An exact copy of all the data is required, with pictures left out.

:: Source data

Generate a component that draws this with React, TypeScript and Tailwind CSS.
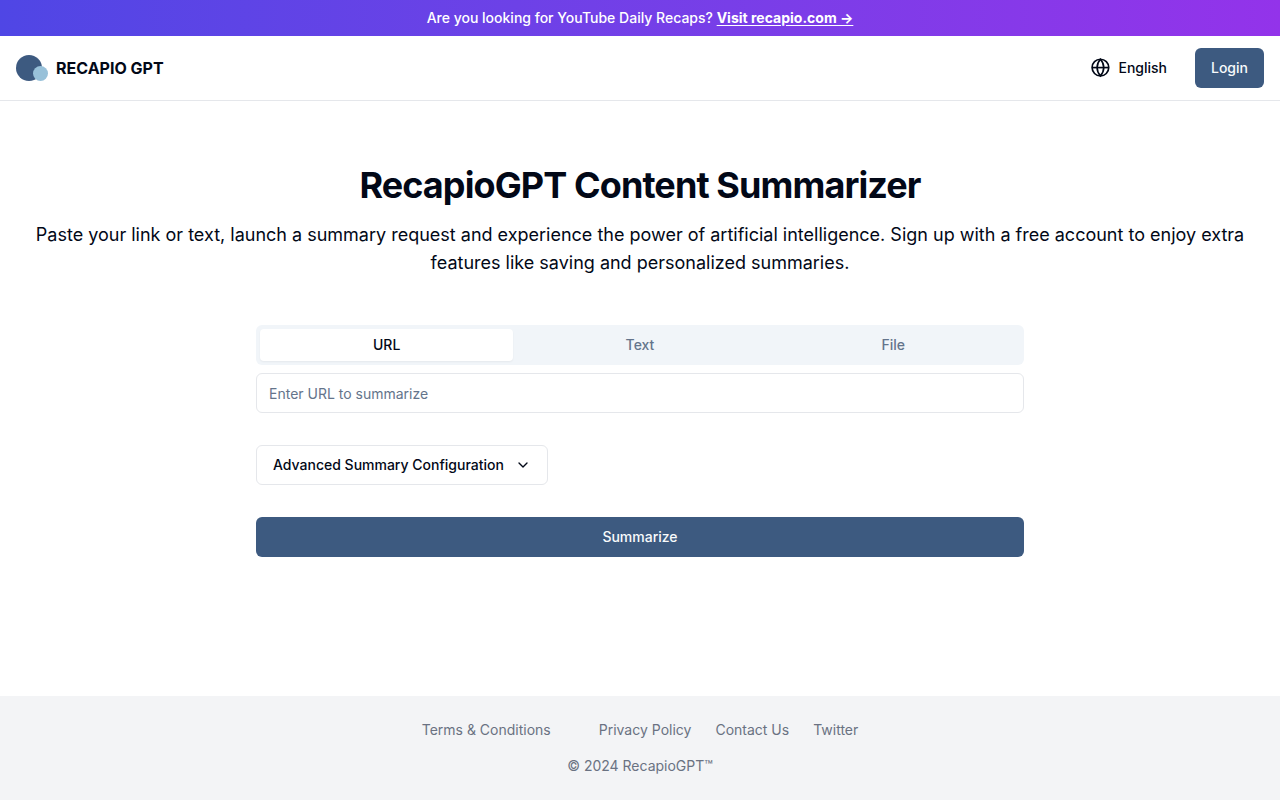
import { useState } from 'react';
import type { FormEvent } from 'react';
import { ChevronDown } from 'lucide-react';

type Source = 'url' | 'text' | 'file';

const sources: { id: Source; label: string }[] = [
  { id: 'url', label: 'URL' },
  { id: 'text', label: 'Text' },
  { id: 'file', label: 'File' },
];

function Logo() {
  return (
    <svg width="32" height="26" viewBox="0 0 32 26" aria-hidden="true">
      <circle cx="13" cy="13" r="13" fill="#3d5a80" />
      <circle cx="24.5" cy="18.5" r="7.5" fill="#98c1d9" />
    </svg>
  );
}

function GlobeIcon() {
  return (
    <svg width="20" height="20" viewBox="0 0 24 24" fill="none" stroke="currentColor" strokeWidth="2" aria-hidden="true">
      <circle cx="12.5" cy="11.5" r="10" />
      <path d="M2.5 11.5h20" />
      <path d="M12.5 1.5a15.3 15.3 0 0 1 4 10 15.3 15.3 0 0 1-4 10 15.3 15.3 0 0 1-4-10 15.3 15.3 0 0 1 4-10z" />
    </svg>
  );
}

function Banner() {
  return (
    <div className="bg-linear-to-r from-[#4f46e5] to-[#9333ea] px-4 py-2 text-center text-sm font-medium text-white">
      Are you looking for YouTube Daily Recaps?{' '}
      <a href="#recapio" className="font-bold underline underline-offset-2">
        Visit recapio.com →
      </a>
    </div>
  );
}

function Header() {
  return (
    <header className="flex h-[65px] items-center justify-between border-b border-gray-200 px-4">
      <a href="#home" className="flex items-center gap-2 font-bold">
        <Logo />
        RECAPIO GPT
      </a>
      <div className="flex items-center gap-3">
        <button type="button" className="flex h-10 items-center gap-2 px-4 text-sm font-medium">
          <GlobeIcon />
          English
        </button>
        <button type="button" className="h-10 rounded-md bg-[#3d5a80] px-4 text-sm font-medium text-[#f8fafc]">
          Login
        </button>
      </div>
    </header>
  );
}

function SummaryForm() {
  const [source, setSource] = useState<Source>('url');
  const [value, setValue] = useState('');
  const [showConfig, setShowConfig] = useState(false);

  const handleSubmit = (e: FormEvent) => {
    e.preventDefault();
  };

  return (
    <form onSubmit={handleSubmit} className="mx-auto mt-12 max-w-3xl">
      <div role="tablist" className="grid h-10 grid-cols-3 rounded-md bg-[#f1f5f9] p-1 text-sm font-medium">
        {sources.map((s) => (
          <button
            key={s.id}
            type="button"
            role="tab"
            aria-selected={source === s.id}
            onClick={() => setSource(s.id)}
            className={`rounded-sm ${source === s.id ? 'bg-white text-[#020817] shadow-xs' : 'text-[#64748b]'}`}
          >
            {s.label}
          </button>
        ))}
      </div>

      <input
        type={source === 'file' ? 'file' : 'text'}
        key={source}
        aria-label={source === 'url' ? 'URL to summarize' : 'Content to summarize'}
        placeholder={source === 'url' ? 'Enter URL to summarize' : 'Enter text to summarize'}
        value={source === 'file' ? undefined : value}
        onChange={(e) => setValue(e.target.value)}
        className="mt-2 h-10 w-full rounded-md border border-gray-200 px-3 text-sm placeholder:text-[#64748b]"
      />

      <button
        type="button"
        aria-expanded={showConfig}
        onClick={() => setShowConfig(!showConfig)}
        className="mt-8 flex h-10 w-[292px] items-center justify-between rounded-md border border-gray-200 px-4 text-sm font-medium"
      >
        Advanced Summary Configuration
        <ChevronDown size={16} />
      </button>

      <button type="submit" className="mt-8 h-10 w-full rounded-md bg-[#3d5a80] text-sm font-medium text-[#f8fafc]">
        Summarize
      </button>
    </form>
  );
}

function Footer() {
  return (
    <footer className="bg-gray-100 py-6 text-center text-sm text-gray-500">
      <nav className="flex justify-center gap-6">
        <a href="#terms" className="mr-6">Terms &amp; Conditions</a>
        <a href="#privacy">Privacy Policy</a>
        <a href="#contact">Contact Us</a>
        <a href="#twitter">Twitter</a>
      </nav>
      <p className="mt-4">© 2024 RecapioGPT™</p>
    </footer>
  );
}

export default function App() {
  return (
    <div className="flex min-h-screen flex-col bg-white font-['Inter',sans-serif] text-[#020817]">
      <Banner />
      <Header />
      <main className="grow px-4 pt-16 pb-8">
        <h1 className="text-center text-4xl font-bold tracking-tight">RecapioGPT Content Summarizer</h1>
        <p className="mt-4 text-center text-lg leading-7">
          Paste your link or text, launch a summary request and experience the power of artificial intelligence. Sign up
          with a free account to enjoy extra features like saving and personalized summaries.
        </p>
        <SummaryForm />
      </main>
      <Footer />
    </div>
  );
}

::::

Written solution
Generate a component that draws this with React, TypeScript and Tailwind CSS.
import { useState } from 'react';
import type { FormEvent } from 'react';
import { ChevronDown } from 'lucide-react';

type Source = 'url' | 'text' | 'file';

const sources: { id: Source; label: string }[] = [
  { id: 'url', label: 'URL' },
  { id: 'text', label: 'Text' },
  { id: 'file', label: 'File' },
];

function Logo() {
  return (
    <svg width="32" height="26" viewBox="0 0 32 26" aria-hidden="true">
      <circle cx="13" cy="13" r="13" fill="#3d5a80" />
      <circle cx="24.5" cy="18.5" r="7.5" fill="#98c1d9" />
    </svg>
  );
}

function GlobeIcon() {
  return (
    <svg width="20" height="20" viewBox="0 0 24 24" fill="none" stroke="currentColor" strokeWidth="2" aria-hidden="true">
      <circle cx="12.5" cy="11.5" r="10" />
      <path d="M2.5 11.5h20" />
      <path d="M12.5 1.5a15.3 15.3 0 0 1 4 10 15.3 15.3 0 0 1-4 10 15.3 15.3 0 0 1-4-10 15.3 15.3 0 0 1 4-10z" />
    </svg>
  );
}

function Banner() {
  return (
    <div className="bg-linear-to-r from-[#4f46e5] to-[#9333ea] px-4 py-2 text-center text-sm font-medium text-white">
      Are you looking for YouTube Daily Recaps?{' '}
      <a href="#recapio" className="font-bold underline underline-offset-2">
        Visit recapio.com →
      </a>
    </div>
  );
}

function Header() {
  return (
    <header className="flex h-[65px] items-center justify-between border-b border-gray-200 px-4">
      <a href="#home" className="flex items-center gap-2 font-bold">
        <Logo />
        RECAPIO GPT
      </a>
      <div className="flex items-center gap-3">
        <button type="button" className="flex h-10 items-center gap-2 px-4 text-sm font-medium">
          <GlobeIcon />
          English
        </button>
        <button type="button" className="h-10 rounded-md bg-[#3d5a80] px-4 text-sm font-medium text-[#f8fafc]">
          Login
        </button>
      </div>
    </header>
  );
}

function SummaryForm() {
  const [source, setSource] = useState<Source>('url');
  const [value, setValue] = useState('');
  const [showConfig, setShowConfig] = useState(false);

  const handleSubmit = (e: FormEvent) => {
    e.preventDefault();
  };

  return (
    <form onSubmit={handleSubmit} className="mx-auto mt-12 max-w-3xl">
      <div role="tablist" className="grid h-10 grid-cols-3 rounded-md bg-[#f1f5f9] p-1 text-sm font-medium">
        {sources.map((s) => (
          <button
            key={s.id}
            type="button"
            role="tab"
            aria-selected={source === s.id}
            onClick={() => setSource(s.id)}
            className={`rounded-sm ${source === s.id ? 'bg-white text-[#020817] shadow-xs' : 'text-[#64748b]'}`}
          >
            {s.label}
          </button>
        ))}
      </div>

      <input
        type={source === 'file' ? 'file' : 'text'}
        key={source}
        aria-label={source === 'url' ? 'URL to summarize' : 'Content to summarize'}
        placeholder={source === 'url' ? 'Enter URL to summarize' : 'Enter text to summarize'}
        value={source === 'file' ? undefined : value}
        onChange={(e) => setValue(e.target.value)}
        className="mt-2 h-10 w-full rounded-md border border-gray-200 px-3 text-sm placeholder:text-[#64748b]"
      />

      <button
        type="button"
        aria-expanded={showConfig}
        onClick={() => setShowConfig(!showConfig)}
        className="mt-8 flex h-10 w-[292px] items-center justify-between rounded-md border border-gray-200 px-4 text-sm font-medium"
      >
        Advanced Summary Configuration
        <ChevronDown size={16} />
      </button>

      <button type="submit" className="mt-8 h-10 w-full rounded-md bg-[#3d5a80] text-sm font-medium text-[#f8fafc]">
        Summarize
      </button>
    </form>
  );
}

function Footer() {
  return (
    <footer className="bg-gray-100 py-6 text-center text-sm text-gray-500">
      <nav className="flex justify-center gap-6">
        <a href="#terms" className="mr-6">Terms &amp; Conditions</a>
        <a href="#privacy">Privacy Policy</a>
        <a href="#contact">Contact Us</a>
        <a href="#twitter">Twitter</a>
      </nav>
      <p className="mt-4">© 2024 RecapioGPT™</p>
    </footer>
  );
}

export default function App() {
  return (
    <div className="flex min-h-screen flex-col bg-white font-['Inter',sans-serif] text-[#020817]">
      <Banner />
      <Header />
      <main className="grow px-4 pt-16 pb-8">
        <h1 className="text-center text-4xl font-bold tracking-tight">RecapioGPT Content Summarizer</h1>
        <p className="mt-4 text-center text-lg leading-7">
          Paste your link or text, launch a summary request and experience the power of artificial intelligence. Sign up
          with a free account to enjoy extra features like saving and personalized summaries.
        </p>
        <SummaryForm />
      </main>
      <Footer />
    </div>
  );
}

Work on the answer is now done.